### Given instruction
Each entry that follows is to be retyped exactly. Pictures do not belong in the copy.

### Information provided
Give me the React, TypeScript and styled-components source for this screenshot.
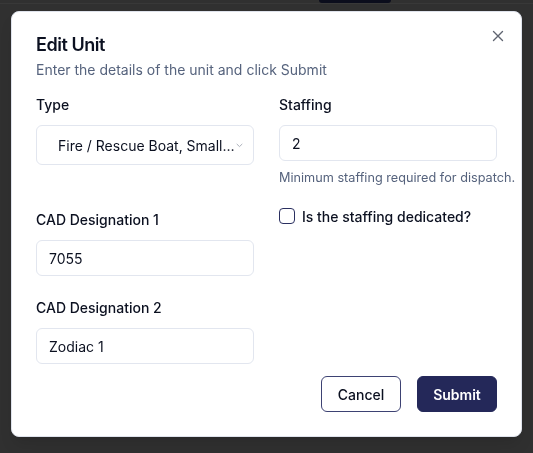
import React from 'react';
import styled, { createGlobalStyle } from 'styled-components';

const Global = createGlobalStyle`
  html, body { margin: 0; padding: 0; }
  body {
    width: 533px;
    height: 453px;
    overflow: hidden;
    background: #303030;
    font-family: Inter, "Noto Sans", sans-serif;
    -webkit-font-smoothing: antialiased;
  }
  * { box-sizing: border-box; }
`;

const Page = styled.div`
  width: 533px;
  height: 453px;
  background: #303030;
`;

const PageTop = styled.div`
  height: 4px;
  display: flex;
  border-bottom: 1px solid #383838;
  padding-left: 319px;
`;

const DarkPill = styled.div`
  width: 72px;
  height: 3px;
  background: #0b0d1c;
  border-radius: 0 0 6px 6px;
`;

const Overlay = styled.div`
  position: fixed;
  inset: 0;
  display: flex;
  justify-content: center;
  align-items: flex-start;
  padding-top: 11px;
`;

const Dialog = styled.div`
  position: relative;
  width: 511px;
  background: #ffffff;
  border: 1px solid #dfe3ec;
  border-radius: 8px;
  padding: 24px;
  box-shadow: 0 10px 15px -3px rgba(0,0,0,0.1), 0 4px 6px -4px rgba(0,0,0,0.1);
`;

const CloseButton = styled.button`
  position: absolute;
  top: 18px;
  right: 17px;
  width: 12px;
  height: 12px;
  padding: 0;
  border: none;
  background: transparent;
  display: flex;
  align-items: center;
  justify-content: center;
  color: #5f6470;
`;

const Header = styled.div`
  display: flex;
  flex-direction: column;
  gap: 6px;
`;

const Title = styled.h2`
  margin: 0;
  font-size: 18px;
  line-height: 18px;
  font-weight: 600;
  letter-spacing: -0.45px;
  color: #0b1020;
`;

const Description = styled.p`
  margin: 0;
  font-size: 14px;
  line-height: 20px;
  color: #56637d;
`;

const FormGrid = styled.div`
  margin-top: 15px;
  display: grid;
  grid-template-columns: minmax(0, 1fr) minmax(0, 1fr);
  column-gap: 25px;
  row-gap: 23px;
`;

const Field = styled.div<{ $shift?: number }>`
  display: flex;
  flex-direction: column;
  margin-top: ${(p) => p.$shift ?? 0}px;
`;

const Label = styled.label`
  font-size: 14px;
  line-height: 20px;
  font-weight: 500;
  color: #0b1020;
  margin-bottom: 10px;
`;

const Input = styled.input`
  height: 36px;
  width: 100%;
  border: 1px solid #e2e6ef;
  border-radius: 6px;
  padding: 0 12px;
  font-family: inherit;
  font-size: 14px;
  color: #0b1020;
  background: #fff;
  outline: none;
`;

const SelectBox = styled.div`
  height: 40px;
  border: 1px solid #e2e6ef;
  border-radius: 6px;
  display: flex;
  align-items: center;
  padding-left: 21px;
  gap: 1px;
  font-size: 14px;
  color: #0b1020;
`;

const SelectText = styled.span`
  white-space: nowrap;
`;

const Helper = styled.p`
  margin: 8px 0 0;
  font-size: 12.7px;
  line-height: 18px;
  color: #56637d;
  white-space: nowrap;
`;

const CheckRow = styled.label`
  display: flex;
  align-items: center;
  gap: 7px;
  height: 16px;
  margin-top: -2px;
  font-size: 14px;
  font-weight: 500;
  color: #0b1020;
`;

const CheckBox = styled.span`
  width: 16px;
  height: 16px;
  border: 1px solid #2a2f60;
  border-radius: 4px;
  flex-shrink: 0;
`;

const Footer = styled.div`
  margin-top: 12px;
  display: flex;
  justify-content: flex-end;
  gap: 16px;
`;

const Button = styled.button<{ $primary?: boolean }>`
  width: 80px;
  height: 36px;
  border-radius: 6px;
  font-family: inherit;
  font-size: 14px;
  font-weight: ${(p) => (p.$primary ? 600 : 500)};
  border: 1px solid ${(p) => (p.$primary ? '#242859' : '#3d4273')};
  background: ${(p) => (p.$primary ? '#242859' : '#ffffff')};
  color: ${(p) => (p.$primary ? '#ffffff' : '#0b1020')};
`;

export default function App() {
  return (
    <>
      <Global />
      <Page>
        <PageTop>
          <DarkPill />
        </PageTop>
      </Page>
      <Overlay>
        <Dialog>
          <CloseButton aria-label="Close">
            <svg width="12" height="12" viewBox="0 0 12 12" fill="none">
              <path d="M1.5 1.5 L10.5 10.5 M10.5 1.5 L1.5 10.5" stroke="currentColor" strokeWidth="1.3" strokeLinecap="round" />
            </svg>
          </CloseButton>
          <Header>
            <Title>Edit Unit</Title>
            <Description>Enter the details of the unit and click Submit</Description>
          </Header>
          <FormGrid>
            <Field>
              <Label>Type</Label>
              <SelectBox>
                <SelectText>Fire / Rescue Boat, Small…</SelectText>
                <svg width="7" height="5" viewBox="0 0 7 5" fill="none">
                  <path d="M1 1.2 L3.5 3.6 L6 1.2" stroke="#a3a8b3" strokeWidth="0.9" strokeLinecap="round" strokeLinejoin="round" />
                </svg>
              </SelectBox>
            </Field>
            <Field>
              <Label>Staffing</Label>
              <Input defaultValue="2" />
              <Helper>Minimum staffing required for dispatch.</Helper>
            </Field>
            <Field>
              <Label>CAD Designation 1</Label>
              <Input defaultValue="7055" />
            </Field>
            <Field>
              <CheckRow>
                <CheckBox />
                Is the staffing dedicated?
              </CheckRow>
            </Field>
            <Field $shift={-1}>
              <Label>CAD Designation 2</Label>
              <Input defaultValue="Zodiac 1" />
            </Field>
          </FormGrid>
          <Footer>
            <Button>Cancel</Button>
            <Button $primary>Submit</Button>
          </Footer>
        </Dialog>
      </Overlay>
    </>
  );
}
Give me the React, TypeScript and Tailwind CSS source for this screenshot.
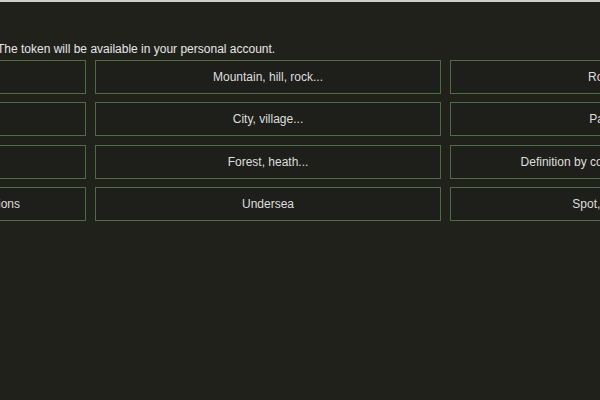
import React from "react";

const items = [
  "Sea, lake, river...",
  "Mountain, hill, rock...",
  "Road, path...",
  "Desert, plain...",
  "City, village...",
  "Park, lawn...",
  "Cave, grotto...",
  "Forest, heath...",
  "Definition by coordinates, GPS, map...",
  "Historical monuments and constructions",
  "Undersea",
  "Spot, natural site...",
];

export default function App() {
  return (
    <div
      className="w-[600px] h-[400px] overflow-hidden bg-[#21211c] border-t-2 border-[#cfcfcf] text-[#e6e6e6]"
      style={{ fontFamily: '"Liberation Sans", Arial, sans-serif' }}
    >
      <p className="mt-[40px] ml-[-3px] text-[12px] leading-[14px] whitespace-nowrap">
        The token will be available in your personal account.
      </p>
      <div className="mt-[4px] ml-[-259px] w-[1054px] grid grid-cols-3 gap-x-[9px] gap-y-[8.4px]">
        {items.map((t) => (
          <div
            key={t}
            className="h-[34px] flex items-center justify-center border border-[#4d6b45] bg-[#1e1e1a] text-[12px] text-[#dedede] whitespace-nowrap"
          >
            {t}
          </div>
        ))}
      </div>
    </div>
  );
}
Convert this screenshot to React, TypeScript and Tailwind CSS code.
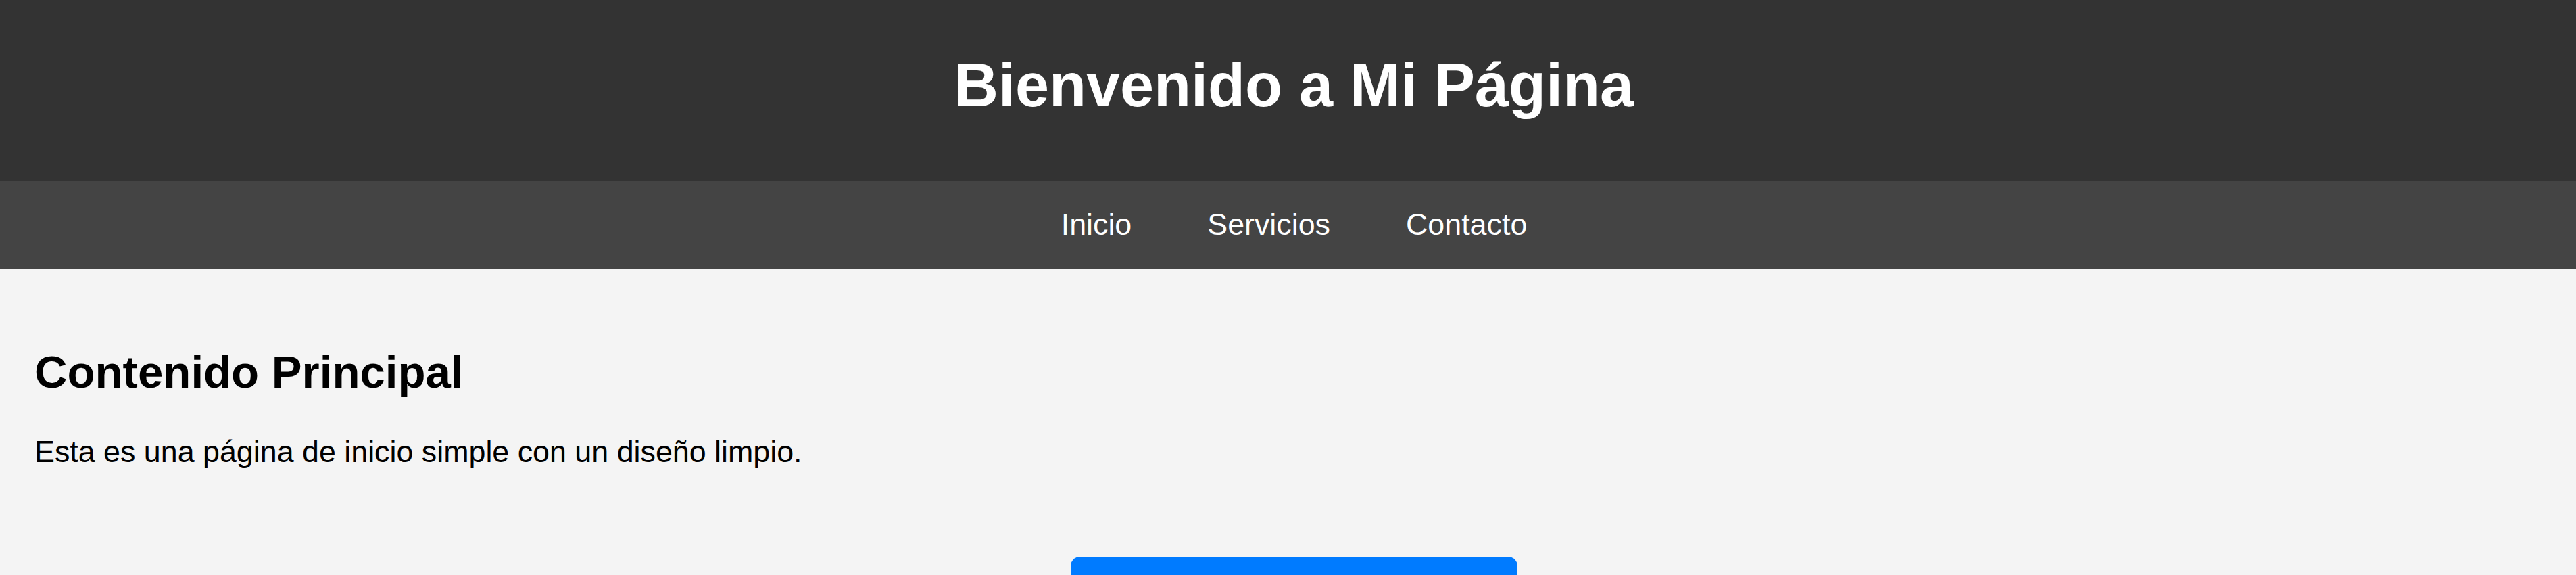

### Result below
Give me the React, TypeScript and styled-components source for this screenshot.
import React from 'react';
import styled, { createGlobalStyle } from 'styled-components';

const Global = createGlobalStyle`
  html, body { margin: 0; padding: 0; }
  body {
    width: 533px;
    height: 453px;
    overflow: hidden;
    background: #303030;
    font-family: Inter, "Noto Sans", sans-serif;
    -webkit-font-smoothing: antialiased;
  }
  * { box-sizing: border-box; }
`;

const Page = styled.div`
  width: 533px;
  height: 453px;
  background: #303030;
`;

const PageTop = styled.div`
  height: 4px;
  display: flex;
  border-bottom: 1px solid #383838;
  padding-left: 319px;
`;

const DarkPill = styled.div`
  width: 72px;
  height: 3px;
  background: #0b0d1c;
  border-radius: 0 0 6px 6px;
`;

const Overlay = styled.div`
  position: fixed;
  inset: 0;
  display: flex;
  justify-content: center;
  align-items: flex-start;
  padding-top: 11px;
`;

const Dialog = styled.div`
  position: relative;
  width: 511px;
  background: #ffffff;
  border: 1px solid #dfe3ec;
  border-radius: 8px;
  padding: 24px;
  box-shadow: 0 10px 15px -3px rgba(0,0,0,0.1), 0 4px 6px -4px rgba(0,0,0,0.1);
`;

const CloseButton = styled.button`
  position: absolute;
  top: 18px;
  right: 17px;
  width: 12px;
  height: 12px;
  padding: 0;
  border: none;
  background: transparent;
  display: flex;
  align-items: center;
  justify-content: center;
  color: #5f6470;
`;

const Header = styled.div`
  display: flex;
  flex-direction: column;
  gap: 6px;
`;

const Title = styled.h2`
  margin: 0;
  font-size: 18px;
  line-height: 18px;
  font-weight: 600;
  letter-spacing: -0.45px;
  color: #0b1020;
`;

const Description = styled.p`
  margin: 0;
  font-size: 14px;
  line-height: 20px;
  color: #56637d;
`;

const FormGrid = styled.div`
  margin-top: 15px;
  display: grid;
  grid-template-columns: minmax(0, 1fr) minmax(0, 1fr);
  column-gap: 25px;
  row-gap: 23px;
`;

const Field = styled.div<{ $shift?: number }>`
  display: flex;
  flex-direction: column;
  margin-top: ${(p) => p.$shift ?? 0}px;
`;

const Label = styled.label`
  font-size: 14px;
  line-height: 20px;
  font-weight: 500;
  color: #0b1020;
  margin-bottom: 10px;
`;

const Input = styled.input`
  height: 36px;
  width: 100%;
  border: 1px solid #e2e6ef;
  border-radius: 6px;
  padding: 0 12px;
  font-family: inherit;
  font-size: 14px;
  color: #0b1020;
  background: #fff;
  outline: none;
`;

const SelectBox = styled.div`
  height: 40px;
  border: 1px solid #e2e6ef;
  border-radius: 6px;
  display: flex;
  align-items: center;
  padding-left: 21px;
  gap: 1px;
  font-size: 14px;
  color: #0b1020;
`;

const SelectText = styled.span`
  white-space: nowrap;
`;

const Helper = styled.p`
  margin: 8px 0 0;
  font-size: 12.7px;
  line-height: 18px;
  color: #56637d;
  white-space: nowrap;
`;

const CheckRow = styled.label`
  display: flex;
  align-items: center;
  gap: 7px;
  height: 16px;
  margin-top: -2px;
  font-size: 14px;
  font-weight: 500;
  color: #0b1020;
`;

const CheckBox = styled.span`
  width: 16px;
  height: 16px;
  border: 1px solid #2a2f60;
  border-radius: 4px;
  flex-shrink: 0;
`;

const Footer = styled.div`
  margin-top: 12px;
  display: flex;
  justify-content: flex-end;
  gap: 16px;
`;

const Button = styled.button<{ $primary?: boolean }>`
  width: 80px;
  height: 36px;
  border-radius: 6px;
  font-family: inherit;
  font-size: 14px;
  font-weight: ${(p) => (p.$primary ? 600 : 500)};
  border: 1px solid ${(p) => (p.$primary ? '#242859' : '#3d4273')};
  background: ${(p) => (p.$primary ? '#242859' : '#ffffff')};
  color: ${(p) => (p.$primary ? '#ffffff' : '#0b1020')};
`;

export default function App() {
  return (
    <>
      <Global />
      <Page>
        <PageTop>
          <DarkPill />
        </PageTop>
      </Page>
      <Overlay>
        <Dialog>
          <CloseButton aria-label="Close">
            <svg width="12" height="12" viewBox="0 0 12 12" fill="none">
              <path d="M1.5 1.5 L10.5 10.5 M10.5 1.5 L1.5 10.5" stroke="currentColor" strokeWidth="1.3" strokeLinecap="round" />
            </svg>
          </CloseButton>
          <Header>
            <Title>Edit Unit</Title>
            <Description>Enter the details of the unit and click Submit</Description>
          </Header>
          <FormGrid>
            <Field>
              <Label>Type</Label>
              <SelectBox>
                <SelectText>Fire / Rescue Boat, Small…</SelectText>
                <svg width="7" height="5" viewBox="0 0 7 5" fill="none">
                  <path d="M1 1.2 L3.5 3.6 L6 1.2" stroke="#a3a8b3" strokeWidth="0.9" strokeLinecap="round" strokeLinejoin="round" />
                </svg>
              </SelectBox>
            </Field>
            <Field>
              <Label>Staffing</Label>
              <Input defaultValue="2" />
              <Helper>Minimum staffing required for dispatch.</Helper>
            </Field>
            <Field>
              <Label>CAD Designation 1</Label>
              <Input defaultValue="7055" />
            </Field>
            <Field>
              <CheckRow>
                <CheckBox />
                Is the staffing dedicated?
              </CheckRow>
            </Field>
            <Field $shift={-1}>
              <Label>CAD Designation 2</Label>
              <Input defaultValue="Zodiac 1" />
            </Field>
          </FormGrid>
          <Footer>
            <Button>Cancel</Button>
            <Button $primary>Submit</Button>
          </Footer>
        </Dialog>
      </Overlay>
    </>
  );
}
Give me the React, TypeScript and Tailwind CSS source for this screenshot.
import React from "react";

const items = [
  "Sea, lake, river...",
  "Mountain, hill, rock...",
  "Road, path...",
  "Desert, plain...",
  "City, village...",
  "Park, lawn...",
  "Cave, grotto...",
  "Forest, heath...",
  "Definition by coordinates, GPS, map...",
  "Historical monuments and constructions",
  "Undersea",
  "Spot, natural site...",
];

export default function App() {
  return (
    <div
      className="w-[600px] h-[400px] overflow-hidden bg-[#21211c] border-t-2 border-[#cfcfcf] text-[#e6e6e6]"
      style={{ fontFamily: '"Liberation Sans", Arial, sans-serif' }}
    >
      <p className="mt-[40px] ml-[-3px] text-[12px] leading-[14px] whitespace-nowrap">
        The token will be available in your personal account.
      </p>
      <div className="mt-[4px] ml-[-259px] w-[1054px] grid grid-cols-3 gap-x-[9px] gap-y-[8.4px]">
        {items.map((t) => (
          <div
            key={t}
            className="h-[34px] flex items-center justify-center border border-[#4d6b45] bg-[#1e1e1a] text-[12px] text-[#dedede] whitespace-nowrap"
          >
            {t}
          </div>
        ))}
      </div>
    </div>
  );
}
Convert this screenshot to React, TypeScript and Tailwind CSS code.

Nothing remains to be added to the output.